Today, many Catholic families will celebrate the life of St. Nicholas by putting goodies of all kinds into the shoes of their children, commemorating St. Nicholas’ gift to the father and his three daughters. What if, instead, we celebrated his memory rightly and made today a day to practice the virtue of mercy as a family by helping those most in need, perhaps especially children in need who Nicholas has such a fondness for? If we celebrated his life by imitating his example, we would stand right beside Nicholas in Christ’s great campaign of transforming the world from sin-occupied territory into territory occupied by God’s Kingdom and ruled by His Divine Mercy. There could be no more authentic way to celebrate the life of St. Nicholas, nor better way to prepare to receive the gift of God’s Love Incarnate this Christmas.
Your servant in Christ,
Tony Crescio is the founder of FRESHImage Ministries. He holds an MTS from the University of Notre Dame and is currently a PhD candidate in Christian Theology at Saint Louis University. His research focuses on the intersection between moral and sacramental theology. His dissertation is entitled, Presencing the Divine: Augustine, the Eucharist and the Ethics of Exemplarity.

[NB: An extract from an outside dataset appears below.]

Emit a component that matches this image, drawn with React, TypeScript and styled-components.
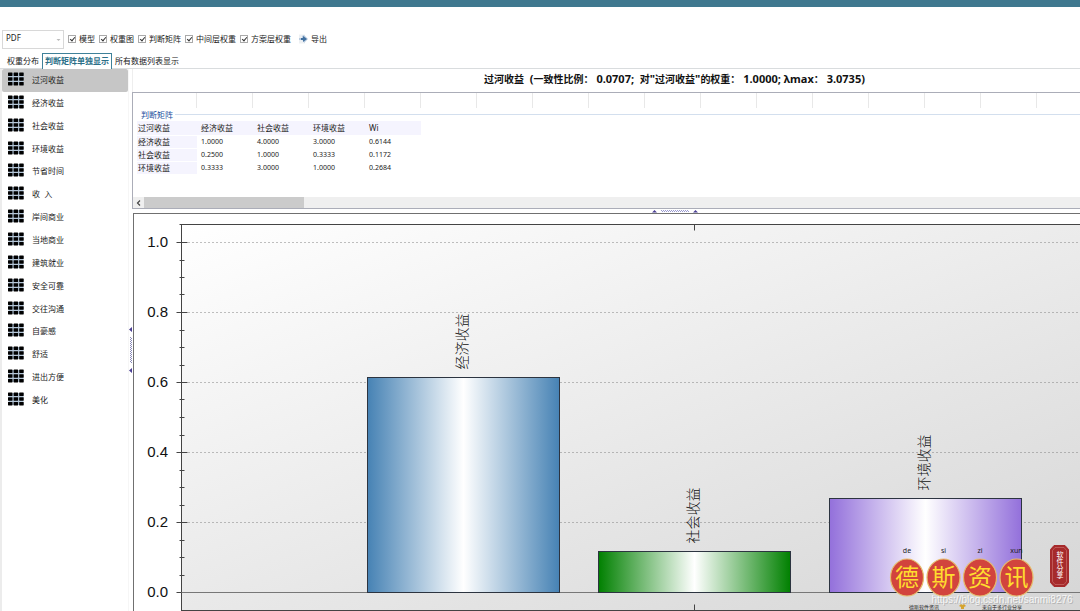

Tony’s academic publications can be found here.
Tony, this was such a beautiful tribute to St. Nicholas. Making an advent sacrifice to imitate him this season would be such a wonderful thing to work and focus on! His parents must truly have been saintly to have given him the beautiful and holy example of virtues that he exemplified. I feel that we have moved so far to the commercial side that moving back to the spiritual side would be a tremendous feat. But if we raise our families in this way, we can change the world. God bless!
This is awesome! Thank you for helping us remember the real St. Nicholas and can’t wait to celebrate his feast day by imitating his virtue of mercy! Thank you so much!
Thanks so much, Tony, for telling us about the virtuous and holy life of St. Nicholas! We should definitely model our lives after this beautiful saint.